Paramagnetic resonance and local position of Cr3+ in ferroelectric BaTiO3

EPR spectra of Cr3+, S=(3/2), substituting for Ti4+ are reported as a function of temperature T in all four phases of BaTiO3. In the three ferroelectric phases (FEPs), the principal axis of the Hamiltonian is always along the polar axis. There are two crystal-field terms, one proportional to the square of the polarization and a large one linear in T. The latter is the same in all FEPs. The existence of the first term shows that the Cr3+ remains centered in the octahedral cell.

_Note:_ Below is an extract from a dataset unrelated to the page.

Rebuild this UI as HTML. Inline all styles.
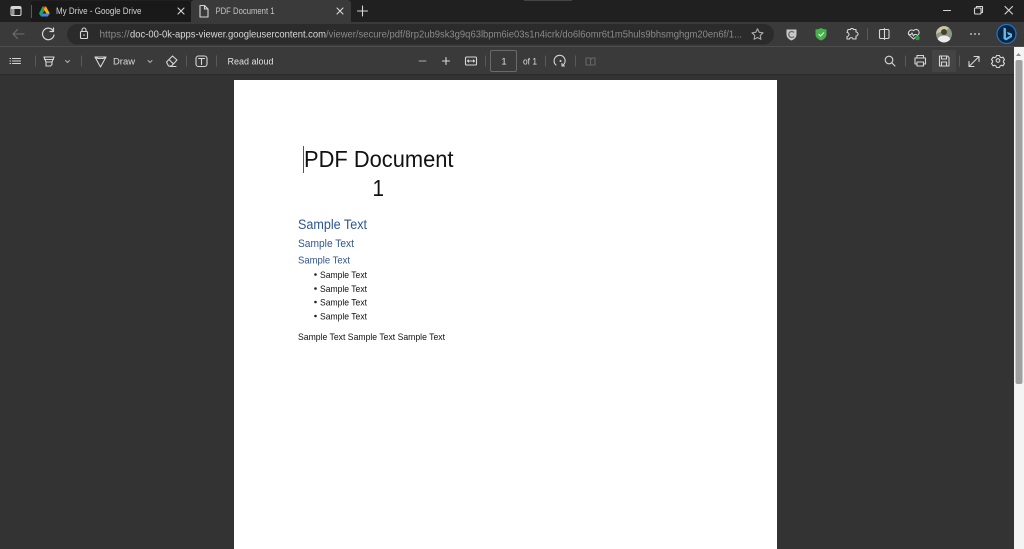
<!DOCTYPE html>
<html><head><meta charset="utf-8"><title>PDF Document 1</title>
<style>
html,body{margin:0;padding:0;width:1024px;height:549px;overflow:hidden;background:#333}
svg{display:block;filter:blur(.35px)}
text{font-family:"Liberation Sans",sans-serif}
.i{fill:none;stroke:#d6d6d6;stroke-width:1.1;stroke-linecap:round;stroke-linejoin:round}
.s{stroke:#5a5a5a;stroke-width:1}
</style></head><body>
<svg width="1024" height="549" viewBox="0 0 1024 549" xmlns="http://www.w3.org/2000/svg">
<rect width="1024" height="549" fill="#333"/>
<!-- tab strip -->
<rect width="1024" height="22" fill="#202020"/>
<rect x="524" y="0" width="48" height="1" fill="#444"/>
<path d="M31 22V5q0-4 4-4H187q4 0 4 4V22z" fill="#191919"/>
<path d="M191 22V4q0-4 4-4H347q4 0 4 4V22z" fill="#3a3a3a"/>
<rect y="22" width="1024" height="25" fill="#3a3a3a"/>
<rect y="46" width="1024" height="1" fill="#4e4e4e"/>
<rect y="47" width="1024" height="27" fill="#3a3a3a"/>
<rect y="74" width="1024" height="1" fill="#2b2b2b"/>
<!-- tab actions -->
<rect class="i" x="11" y="6.500" width="10" height="9" rx="1.500"/>
<rect x="11" y="6.500" width="10" height="2.500" fill="#d6d6d6"/>
<rect x="12" y="9" width="2.500" height="6" fill="#999"/>
<path class="s" d="M31.500 5V18"/>
<!-- drive -->
<path d="M42.500 6.500L39 13.500l2 3 4-7z" fill="#1fa463"/>
<path d="M42.500 6.500h3.500l1 1.800-2.300 3.200z" fill="#db4437"/>
<path d="M46 6.500l3.800 7h-3.500l-2.500-4.500z" fill="#f4b400"/>
<path d="M41 16.500h6.800l2-3h-7z" fill="#4285f4"/>
<text x="56" y="14" font-size="9" fill="#d2d2d2" textLength="85.500" lengthAdjust="spacingAndGlyphs">My Drive - Google Drive</text>
<path class="i" d="M178 8l6 6M184 8l-6 6"/>
<path class="i" d="M200 5.500h4.500l3.500 3.500v8h-8zM204.500 5.500v3.500h3.500" stroke="#e6e6e6"/>
<text x="215.500" y="14" font-size="9" fill="#c4c4c4" textLength="59" lengthAdjust="spacingAndGlyphs">PDF Document 1</text>
<path class="i" d="M337 8l6 6M343 8l-6 6"/>
<path class="i" d="M362.500 6v10M357.500 11h10" stroke="#eee"/>
<!-- window controls -->
<path class="i" d="M943.500 10.500h7"/>
<rect class="i" x="974.500" y="8" width="6.500" height="6" rx="1"/>
<path class="i" d="M976.500 8v-1.500h6v6h-1.500"/>
<path class="i" d="M1005 6.500l7.500 7.500M1012.500 6.500l-7.500 7.500"/>
<!-- nav -->
<path class="i" d="M13 34h11M17.500 29.500L13 34l4.500 4.500" style="stroke:#6e6e6e"/>
<path class="i" d="M53 30.500a5.800 5.800 0 1 0 1 4.500M53.500 28v3.500h-3.500" style="stroke-width:1.200"/>
<!-- url bar -->
<rect x="67" y="24" width="707" height="20.500" rx="10.200" fill="#2b2b2b"/>
<rect class="i" x="80.500" y="31.500" width="7" height="7" rx="1"/>
<path class="i" d="M82 31.500v-1.500a2 2 0 0 1 4 0v1.500"/>
<circle cx="84" cy="35" r=".8" fill="#d6d6d6"/>
<text x="99.500" y="37.500" font-size="10.200" fill="#8a8a8a" textLength="30" lengthAdjust="spacingAndGlyphs">https://</text>
<text x="130" y="37.500" font-size="10.200" fill="#d8d8d8" textLength="196" lengthAdjust="spacingAndGlyphs">doc-00-0k-apps-viewer.googleusercontent.com</text>
<text x="326" y="37.500" font-size="10.200" fill="#8a8a8a" textLength="416" lengthAdjust="spacingAndGlyphs">/viewer/secure/pdf/8rp2ub9sk3g9q63lbpm6ie03s1n4icrk/do6l6omr6t1m5huls9bhsmghgm20en6f/1...</text>
<path class="i" d="M757.500 28.800l1.700 3.500 3.800.5-2.800 2.700.7 3.800-3.400-1.800-3.400 1.800.7-3.800-2.800-2.700 3.800-.5z" style="stroke:#aaa"/>
<!-- extensions -->
<path d="M786.500 29.500h10v5q0 4-5 6-5-2-5-6z" fill="#c9c9c9"/>
<path d="M794 32.500a3 3 0 1 0 0 4" fill="none" stroke="#6a6a6a" stroke-width="1.300"/>
<path d="M815.500 29.500q3 0 5.500-1.500 2.500 1.500 5.500 1.500v5q0 4-5.500 6-5.500-2-5.500-6z" fill="#46b04a"/>
<path d="M818.500 34l2 2 3.500-3.500" fill="none" stroke="#d8f0d8" stroke-width="1.200"/>
<path class="i" d="M848 29.500h2.500a1.600 1.600 0 0 1 3 0h2.500v2.500a2 2 0 0 1 0 4v3h-3a1.800 1.800 0 0 0-3.500 0h-2.500v-2.500a2 2 0 0 0 0-4z"/>
<path class="s" d="M867.500 28V40"/>
<rect class="i" x="879.500" y="29.500" width="9.500" height="9" rx="1.200"/>
<path class="i" d="M884.500 28.500v11"/>
<path class="i" d="M909 31.500a3 3 0 0 1 4.500-.8 3 3 0 0 1 5 3.800l-5 4.500-4.800-4.500a3 3 0 0 1 .3-3zM908.500 34.500h2.500l1-1.500 1.500 3 1-1.500h2"/>
<circle cx="917.500" cy="38" r="2.300" fill="#2d9a3f"/>
<circle cx="944" cy="34" r="8" fill="#8b9a80"/>
<path d="M936 34a8 8 0 0 1 13-6l-4 4-5 0z" fill="#c9c7a6"/>
<circle cx="944" cy="32" r="3" fill="#4c3d33"/>
<path d="M937.500 39a7.800 7.800 0 0 0 13 0q-2-3.500-6.500-3.500t-6.500 3.500z" fill="#ececec"/>
<circle cx="971" cy="34" r=".9" fill="#ddd"/><circle cx="975" cy="34" r=".9" fill="#ddd"/><circle cx="979" cy="34" r=".9" fill="#ddd"/>
<circle cx="1006.500" cy="34" r="9.500" fill="#0d2440" stroke="#1f73c4" stroke-width="1.300"/>
<path d="M1003.500 27.500l2.500 1v9.500l4.500-2.500-2.500-1-1-2.800 5 2v3.300l-6 3.500-2.500-1.500z" fill="#5fb8f0"/>
<!-- pdf toolbar left -->
<path class="i" d="M12.500 58.500h8M12.500 61h8M12.500 63.500h8M10 58.500h.6M10 61h.6M10 63.500h.6"/>
<path class="s" d="M35.500 55.500V66.500M81.500 55.500V66.500M186.500 55.500V66.500M216.500 55.500V66.500"/>
<path class="i" d="M44 57h10l-2 5h-6zM46 62v4h4.500l1.500-1.500V62M44.500 59.500h9"/>
<path class="i" d="M65.500 60.500l2 2 2-2" style="stroke:#aaa"/>
<path class="i" d="M95 57h11l-5.500 10zM95 57l3 1.500h5l3-1.500"/>
<text x="113" y="64.500" font-size="9.600" fill="#dcdcdc" textLength="22" lengthAdjust="spacingAndGlyphs">Draw</text>
<path class="i" d="M148 60.500l2 2 2-2" style="stroke:#aaa"/>
<path class="i" d="M166.500 62l6-6 4.500 4-5.500 6h-3zM169 59.500l4.500 4.500M170 66.500h6"/>
<rect class="i" x="196" y="56" width="11" height="10.500" rx="2.500"/>
<path class="i" d="M198.500 58.500h6M201.500 58.500v6"/>
<text x="227.500" y="64.500" font-size="9.600" fill="#e0e0e0" textLength="46" lengthAdjust="spacingAndGlyphs">Read aloud</text>
<!-- center -->
<path class="i" d="M419 61h7" style="stroke:#aaa"/>
<path class="i" d="M442.500 61h7M446 57.500v7"/>
<rect class="i" x="465.500" y="57" width="11" height="8" rx="1"/>
<path class="i" d="M467.500 61h7M468.500 60l-1 1 1 1M473.500 60l1 1-1 1"/>
<path class="s" d="M485.500 55.500V66.500M545.500 55.500V66.500M575.500 55.500V66.500"/>
<rect x="490.500" y="50.500" width="26" height="21" rx="1.500" fill="none" stroke="#6a6a6a"/>
<text x="501.500" y="64.500" font-size="9" fill="#e0e0e0">1</text>
<text x="523" y="64.500" font-size="9.400" fill="#dcdcdc" textLength="14" lengthAdjust="spacingAndGlyphs">of 1</text>
<path class="i" d="M556 65a5.500 5.500 0 1 1 6.500.5M562 63.500v2.500h2.500"/>
<circle cx="560.500" cy="61" r="1" fill="#d6d6d6"/>
<path class="i" d="M586 58h4.500l1 1 1-1H595v7h-9zM590.500 58.500v6.500" style="stroke:#666"/>
<!-- right -->
<circle class="i" cx="889" cy="60" r="3.800"/>
<path class="i" d="M892 63l3 3"/>
<path class="s" d="M905.500 55.500V66.500M959.500 55.500V66.500"/>
<path class="i" d="M917 58v-2.500h6.500V58M916.500 64h-1.500v-6h10.500v6h-1.500M917 62h6.500v4h-6.500z"/>
<rect x="932" y="50" width="24" height="22" fill="#444"/>
<path class="i" d="M939.500 56h8l1.500 1.500v8.500h-9.500zM941.500 56v3h5v-3M941.500 66v-4h5v4"/>
<path class="i" d="M969.500 66l9-9M974 56.500h5v5M969 61.500v5h5"/>
<circle class="i" cx="998" cy="60.500" r="1.800"/>
<path class="i" d="M996.500 55.500h3l.5 1.500 1.500.7 1.500-.5 1.500 2.500-1.100 1.100v1.400l1.100 1.100-1.500 2.500-1.500-.5-1.500.7-.5 1.500h-3l-.5-1.500-1.500-.7-1.500.5-1.500-2.500 1.100-1.100v-1.400l-1.100-1.100 1.500-2.500 1.500.5 1.500-.7z"/>
<!-- scrollbar -->
<rect x="1014" y="47" width="10" height="502" fill="#f4f4f4"/>
<path d="M1018.500 53l-2.500 3h5z" fill="#8a8a8a"/>
<rect x="1015.500" y="60" width="7" height="324" rx="2" fill="#a0a0a0"/>
<!-- page -->
<rect x="234" y="80" width="543" height="469" fill="#fff"/>
<rect x="303" y="146" width="1" height="27" fill="#555"/>
<text x="304" y="167" font-size="23" fill="#111" textLength="149.500" lengthAdjust="spacingAndGlyphs">PDF Document</text>
<text x="372.500" y="196" font-size="23" fill="#111" textLength="11.500" lengthAdjust="spacingAndGlyphs">1</text>
<text x="298" y="229" font-size="13.500" fill="#2f5496" textLength="69" lengthAdjust="spacingAndGlyphs">Sample Text</text>
<text x="298" y="247" font-size="11" fill="#2f5496" textLength="56" lengthAdjust="spacingAndGlyphs">Sample Text</text>
<text x="298" y="263.500" font-size="10.200" fill="#2f5496" textLength="52" lengthAdjust="spacingAndGlyphs">Sample Text</text>
<g font-size="9.400" fill="#111">
<circle cx="315.500" cy="274.500" r="1.300" fill="#222"/><text x="320" y="278" textLength="47" lengthAdjust="spacingAndGlyphs">Sample Text</text>
<circle cx="315.500" cy="288.500" r="1.300" fill="#222"/><text x="320" y="292" textLength="47" lengthAdjust="spacingAndGlyphs">Sample Text</text>
<circle cx="315.500" cy="302" r="1.300" fill="#222"/><text x="320" y="305.500" textLength="47" lengthAdjust="spacingAndGlyphs">Sample Text</text>
<circle cx="315.500" cy="316" r="1.300" fill="#222"/><text x="320" y="319.500" textLength="47" lengthAdjust="spacingAndGlyphs">Sample Text</text>
<text x="298" y="340" textLength="147" lengthAdjust="spacingAndGlyphs">Sample Text Sample Text Sample Text</text>
</g>
</svg>
</body></html>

The existence of the latter, not observed for Fe3+, points to large thermal fluctuations of the Cr3+. These are ascribed to the absence of antibonding, repelling eg electrons directed towards the oxygen atoms which are present for Fe3+. Saturation of the b20(T) term for low T is accounted for by a Debye model for Cr3+ with an energy of only 236.6 K, proving independently a flat ionic potential for Cr3+. The picture of considerable Cr3+ amplitude fluctuations agrees with an effectively reduced Cr3+-O2- distance of 0.02 A compared to the Fe3+-O2- distance obtained from the superposition-model analysis. The latter yields the correct sign and magnitude of the crystal-field b20 terms in all FEPs. It confirms that a maximum of the intrinsic superposition-model parameter b2 (R) for Cr3+, derived earlier by Müller and Berlinger, occurs for R between 1.95 and 1.96 A. © 1985 The American Physical Society.